-- begin Input data --
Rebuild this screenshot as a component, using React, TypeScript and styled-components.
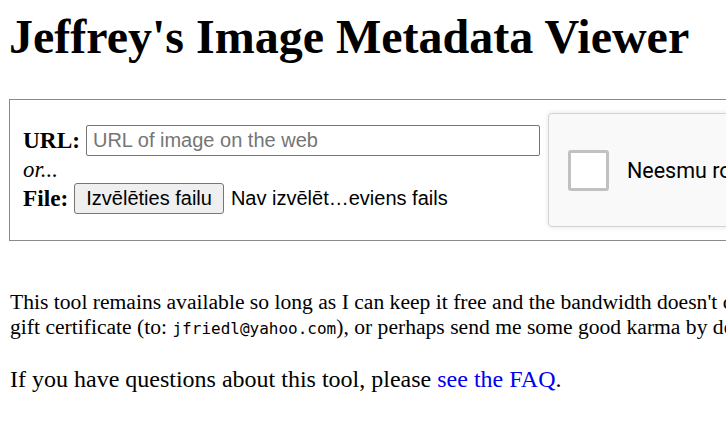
import React from "react";
import styled, { createGlobalStyle } from "styled-components";

const Global = createGlobalStyle`
  html, body {
    margin: 0;
    padding: 0;
    background: #ffffff;
    overflow: hidden;
  }
  body {
    font-family: "Liberation Serif", "Times New Roman", serif;
    color: #000;
  }
`;

const Page = styled.div`
  width: 1400px;
  padding: 10px 0 0 9px;
  box-sizing: border-box;
`;

const Title = styled.h1`
  margin: 0 0 35px 0;
  font-family: "Liberation Serif", "Times New Roman", serif;
  font-weight: bold;
  font-size: 48px;
  line-height: 54px;
  white-space: nowrap;
`;

const Frame = styled.form`
  display: flex;
  align-items: center;
  gap: 8px;
  height: 142px;
  box-sizing: border-box;
  border: 1px solid #8a8a8a;
  padding: 0 13px;
  margin: 0 0 49px 0;
`;

const Fields = styled.div`
  display: flex;
  flex-direction: column;
  font-size: 23.3px;
`;

const Row = styled.div<{ $h: number }>`
  display: flex;
  align-items: center;
  gap: 6px;
  height: ${(p) => p.$h}px;
  white-space: nowrap;
`;

const Label = styled.b`
  font-weight: bold;
  font-size: 23.3px;
`;

const Or = styled.i`
  font-style: italic;
  font-size: 22.8px;
  line-height: 25px;
`;

const UrlInput = styled.input`
  width: 454px;
  height: 31px;
  box-sizing: border-box;
  border: 1px solid #767676;
  border-radius: 2px;
  padding: 0 6px;
  font-family: "Liberation Sans", Arial, sans-serif;
  font-size: 20px;
  color: #000;
  outline: none;
  &::placeholder {
    color: #757575;
  }
`;

const FileButton = styled.button`
  height: 31px;
  box-sizing: border-box;
  border: 1px solid #767676;
  border-radius: 3px;
  background: #efefef;
  padding: 0 11px;
  font-family: "Liberation Sans", Arial, sans-serif;
  font-size: 20px;
  color: #000;
  margin-right: 1px;
`;

const FileName = styled.span`
  font-family: "Liberation Sans", Arial, sans-serif;
  font-size: 20px;
`;

const Captcha = styled.div`
  width: 438px;
  height: 114px;
  box-sizing: border-box;
  background: #f9f9f9;
  border: 1px solid #d3d3d3;
  border-radius: 4px;
  box-shadow: 0 0 4px 1px rgba(0, 0, 0, 0.08);
  display: flex;
  align-items: center;
  padding-left: 19px;
  gap: 18px;
  flex-shrink: 0;
`;

const CheckBox = styled.div`
  width: 41px;
  height: 41px;
  box-sizing: border-box;
  border: 3px solid #c1c1c1;
  border-radius: 3px;
  background: #fff;
`;

const CaptchaLabel = styled.span`
  font-family: Roboto, "Liberation Sans", sans-serif;
  font-size: 21.5px;
  color: #000;
`;

const Para = styled.p<{ $mb: number; $size: number }>`
  margin: 0 0 ${(p) => p.$mb}px 1px;
  font-size: ${(p) => p.$size}px;
  line-height: 25px;
  white-space: nowrap;
`;

const Mono = styled.code`
  font-family: "DejaVu Sans Mono", "Liberation Mono", monospace;
  font-size: 16px;
`;

const Link = styled.a`
  color: #0000ee;
  text-decoration: none;
`;

export default function App() {
  return (
    <>
      <Global />
      <Page>
        <Title>Jeffrey's Image Metadata Viewer</Title>
        <Frame onSubmit={(e) => e.preventDefault()}>
          <Fields>
            <Row $h={32}>
              <Label>URL:</Label>
              <UrlInput placeholder="URL of image on the web" />
            </Row>
            <Row $h={25}>
              <Or>or...</Or>
            </Row>
            <Row $h={34}>
              <Label>File:</Label>
              <FileButton type="button">Izvēlēties failu</FileButton>
              <FileName>Nav izvēlēt…eviens fails</FileName>
            </Row>
          </Fields>
          <Captcha>
            <CheckBox />
            <CaptchaLabel>Neesmu robots</CaptchaLabel>
          </Captcha>
        </Frame>
        <Para $mb={26} $size={21.6}>
          This tool remains available so long as I can keep it free and the bandwidth doesn't cost me too much. If you find it useful, please consider sending an Amazon
          <br />
          gift certificate (to: <Mono>jfriedl@yahoo.com</Mono>), or perhaps send me some good karma by donating to a charity.
        </Para>
        <Para $mb={0} $size={24}>
          If you have questions about this tool, please <Link href="#">see the FAQ</Link>.
        </Para>
      </Page>
    </>
  );
}
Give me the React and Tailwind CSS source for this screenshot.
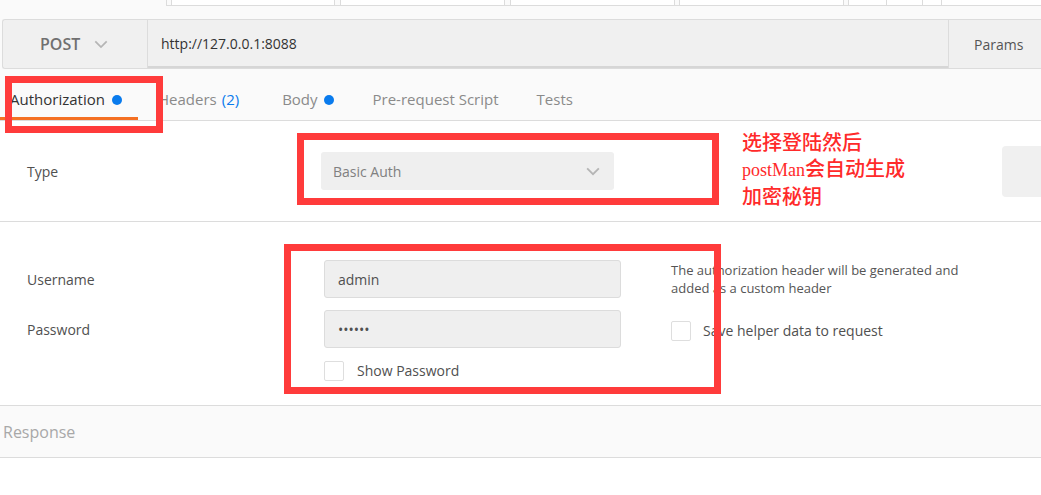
import React from "react";

const stripTabs = [
  { w: "w-[167px]", cls: "border-r border-[#dcdcdc] bg-[#fafafa]" },
  { w: "w-[4px]", cls: "border-b border-[#dcdcdc]" },
  { w: "w-[164px]", cls: "border-x border-b border-[#dcdcdc] bg-white" },
  { w: "w-[5px]", cls: "border-b border-[#dcdcdc]" },
  { w: "w-[165px]", cls: "border-x border-b border-[#dcdcdc] bg-white" },
  { w: "w-[5px]", cls: "border-b border-[#dcdcdc]" },
  { w: "w-[165px]", cls: "border-x border-b border-[#dcdcdc] bg-white" },
  { w: "w-[4px]", cls: "border-b border-[#dcdcdc]" },
  { w: "w-[165px]", cls: "border-x border-b border-[#dcdcdc] bg-white" },
  { w: "w-[4px]", cls: "border-b border-[#dcdcdc]" },
  { w: "w-[39px]", cls: "border-x border-b border-[#dcdcdc] bg-white" },
  { w: "w-[36px]", cls: "border-r border-b border-[#dcdcdc] bg-white" },
  { w: "w-[19px]", cls: "border-r border-b border-[#dcdcdc] bg-white" },
  { w: "flex-1", cls: "border-b border-[#dcdcdc] bg-white" },
];

const Chevron = ({ className }) => (
  <svg viewBox="0 0 16 10" className={className} fill="none">
    <polyline points="1.5,1.5 8,8 14.5,1.5" stroke="currentColor" strokeWidth="2" />
  </svg>
);

const Dot = () => <span className="inline-block w-[10px] h-[10px] rounded-full bg-[#097bed]" />;

const Checkbox = () => (
  <span className="inline-block w-[20px] h-[20px] rounded-[2px] border border-[#dedede] bg-white" />
);

export default function App() {
  return (
    <div className="relative w-[1041px] h-[495px] overflow-hidden bg-white font-['Open_Sans',sans-serif] text-[#505050]">
      {/* request header area */}
      <div className="bg-[#fafafa]">
        <div className="flex h-[6px]">
          {stripTabs.map((t, i) => (
            <div key={i} className={`${t.w} ${t.cls}`} />
          ))}
        </div>

        <div className="mt-[13px] ml-[2px] flex h-[50px] rounded-l-[3px] border-y border-l border-[#dcdcdc] bg-[#f0f0f0]">
          <div className="flex w-[145px] items-center border-r border-[#dcdcdc] pl-[37px]">
            <span className="text-[16px] font-semibold text-[#707070]">POST</span>
            <Chevron className="ml-[14px] w-[14px] h-[9px] text-[#b5b5b5]" />
          </div>
          <div className="flex flex-1 items-center border-b-2 border-[#d6d6d6] pl-[13px] text-[14px] text-[#333]">
            http://127.0.0.1:8088
          </div>
          <div className="flex w-[93px] items-center border-l border-[#dcdcdc] pl-[25px] text-[14px] text-[#555]">
            Params
          </div>
        </div>

        <div className="flex h-[52px] border-b border-[#dcdcdc] text-[15px] text-[#8a8a8a]">
          <div className="relative flex w-[138px] items-center gap-[7px] pl-[10px] pt-[10px] text-[#333]">
            Authorization <Dot />
            <span className="absolute bottom-0 left-0 h-[3px] w-[138px] bg-[#f47023]" />
          </div>
          <div className="ml-[20px] flex items-center pt-[10px]">
            Headers <span className="ml-[5px] text-[#097bed]">(2)</span>
          </div>
          <div className="ml-[43px] flex items-center gap-[6px] pt-[10px]">
            Body <Dot />
          </div>
          <div className="ml-[39px] flex items-center pt-[10px]">Pre-request Script</div>
          <div className="ml-[38px] flex items-center pt-[10px]">Tests</div>
        </div>
      </div>

      {/* type row */}
      <div className="flex h-[101px] items-center border-b border-[#dcdcdc] text-[14px]">
        <div className="w-[321px] pl-[27px]">Type</div>
        <div className="flex h-[38px] w-[293px] items-center justify-between rounded-[3px] bg-[#efefef] pl-[12px] pr-[13px] text-[#808080]">
          Basic Auth
          <Chevron className="w-[16px] h-[9px] text-[#b5b5b5]" />
        </div>
        <div className="ml-auto h-[51px] w-[39px] self-center rounded-l-[4px] bg-[#f0f0f0]" />
      </div>

      {/* credentials */}
      <div className="flex h-[183px] text-[14px]">
        <div className="w-[324px] pl-[27px] pt-[48px]">
          <div className="leading-[20px]">Username</div>
          <div className="mt-[30px] leading-[20px]">Password</div>
        </div>
        <div className="w-[297px] pt-[38px]">
          <div className="flex h-[38px] items-center rounded-[3px] border border-[#dcdcdc] bg-[#efefef] pl-[13px] text-[#505050]">
            admin
          </div>
          <div className="mt-[12px] flex h-[38px] items-center rounded-[3px] border border-[#dcdcdc] bg-[#efefef] pl-[13px] text-[#505050]">
            ••••••
          </div>
          <div className="mt-[12px] flex items-center gap-[13px]">
            <Checkbox />
            Show Password
          </div>
        </div>
        <div className="ml-[50px] pt-[39px]">
          <div className="text-[13px] leading-[18px] text-[#555]">
            The authorization header will be generated and
            <br />
            added as a custom header
          </div>
          <div className="mt-[23px] flex items-center gap-[12px]">
            <Checkbox />
            Save helper data to request
          </div>
        </div>
      </div>

      {/* response */}
      <div className="flex h-[53px] items-center border-y border-[#dcdcdc] bg-[#fafafa] pl-[3px] text-[16px] text-[#a8a8a8]">
        Response
      </div>

      {/* annotations */}
      <div className="absolute left-[5px] top-[76px] h-[57px] w-[158px] border-[7px] border-[#ff3b3b]" />
      <div className="absolute left-[297px] top-[133px] h-[72px] w-[422px] border-[7px] border-[#ff3b3b]" />
      <div className="absolute left-[284px] top-[244px] h-[150px] w-[437px] border-[7px] border-[#ff3b3b]" />
      <div className="absolute left-[742px] top-[129px] text-[20px] font-medium leading-[26px] text-[#ff2a2a] font-['Noto_Sans_CJK_SC',sans-serif]">
        <div>选择登陆然后</div>
        <div>
          <span className="font-['Liberation_Serif','Noto_Sans_CJK_SC',serif] text-[18px]">postMan</span>会自动生成
        </div>
        <div>加密秘钥</div>
      </div>
    </div>
  );
}
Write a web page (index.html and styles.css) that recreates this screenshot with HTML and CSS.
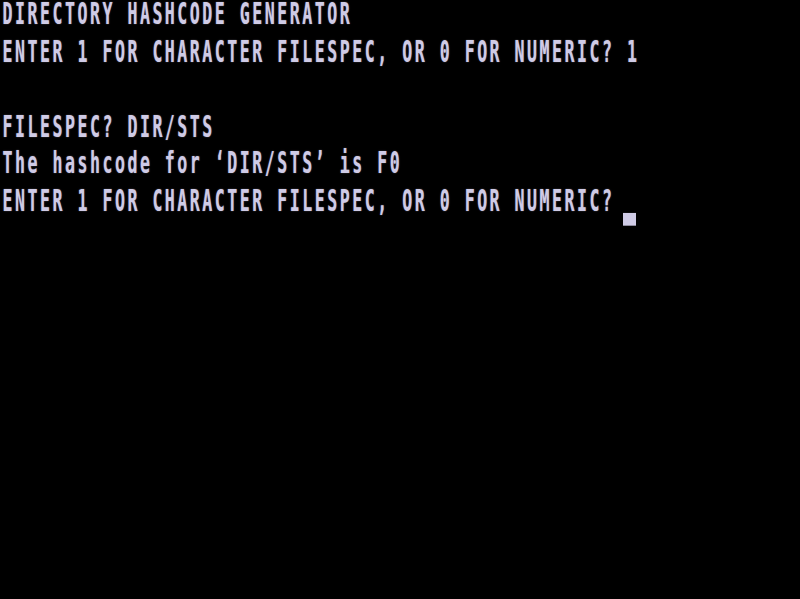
FILE: index.html
```
<!DOCTYPE html>
<html>
<head>
<meta charset="utf-8">
<link rel="stylesheet" href="styles.css">
</head>
<body>
<div class="screen">
<div class="line">DIRECTORY HASHCODE GENERATOR</div>
<div class="line">ENTER 1 FOR CHARACTER FILESPEC, OR 0 FOR NUMERIC? 1</div>
<div class="line"> </div>
<div class="line">FILESPEC? DIR/STS</div>
<div class="line">The hashcode for ‘DIR/STS’ is F0</div>
<div class="line">ENTER 1 FOR CHARACTER FILESPEC, OR 0 FOR NUMERIC? <span class="cursor"></span></div>
</div>
</body>
</html>
```
FILE: styles.css
```
html, body {
  margin: 0;
  padding: 0;
  background: #000;
  width: 800px;
  height: 599px;
  overflow: hidden;
}
.screen {
  padding-left: 2.5px;
  font-family: "DejaVu Sans Mono", monospace;
  font-weight: bold;
  font-size: 16.6px;
  letter-spacing: 2.5px;
  line-height: 16px;
  color: #cfcbe6;
  transform: scaleY(1.82);
  transform-origin: 0 0;
  text-shadow: 0 0 1px rgba(207, 203, 230, 0.5);
}
.line {
  height: 20.55px;
  white-space: pre;
}
.cursor {
  display: inline-block;
  width: 13px;
  height: 7.1px;
  vertical-align: -8.2px;
  background: #cfcbe6;
  margin-left: -4.5px;
}
```
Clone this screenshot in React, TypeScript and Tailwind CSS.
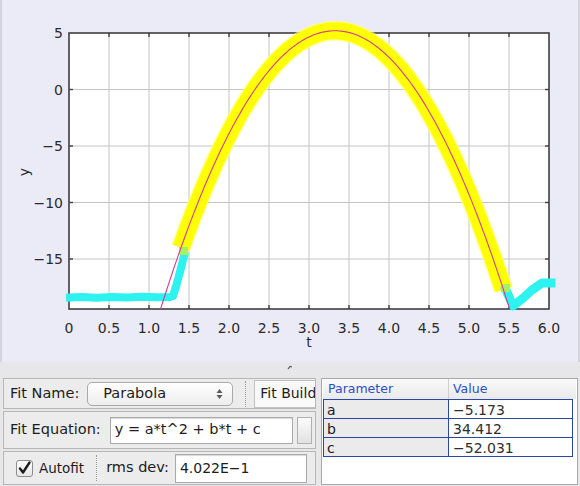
-- end Input data --
→ **Job**: Extract only the lines from the line containing "Write a web" through the final line of the records; keep both ends and drop every picture.

→ **Correct response**:
Write a web page (index.html and styles.css) that recreates this screenshot with HTML and CSS.
FILE: index.html
```
<!DOCTYPE html>
<html>
<head>
<meta charset="utf-8">
<link rel="stylesheet" href="styles.css">
</head>
<body>
<div class="screen">
<div class="line">DIRECTORY HASHCODE GENERATOR</div>
<div class="line">ENTER 1 FOR CHARACTER FILESPEC, OR 0 FOR NUMERIC? 1</div>
<div class="line"> </div>
<div class="line">FILESPEC? DIR/STS</div>
<div class="line">The hashcode for ‘DIR/STS’ is F0</div>
<div class="line">ENTER 1 FOR CHARACTER FILESPEC, OR 0 FOR NUMERIC? <span class="cursor"></span></div>
</div>
</body>
</html>
```
FILE: styles.css
```
html, body {
  margin: 0;
  padding: 0;
  background: #000;
  width: 800px;
  height: 599px;
  overflow: hidden;
}
.screen {
  padding-left: 2.5px;
  font-family: "DejaVu Sans Mono", monospace;
  font-weight: bold;
  font-size: 16.6px;
  letter-spacing: 2.5px;
  line-height: 16px;
  color: #cfcbe6;
  transform: scaleY(1.82);
  transform-origin: 0 0;
  text-shadow: 0 0 1px rgba(207, 203, 230, 0.5);
}
.line {
  height: 20.55px;
  white-space: pre;
}
.cursor {
  display: inline-block;
  width: 13px;
  height: 7.1px;
  vertical-align: -8.2px;
  background: #cfcbe6;
  margin-left: -4.5px;
}
```
Clone this screenshot in React, TypeScript and Tailwind CSS.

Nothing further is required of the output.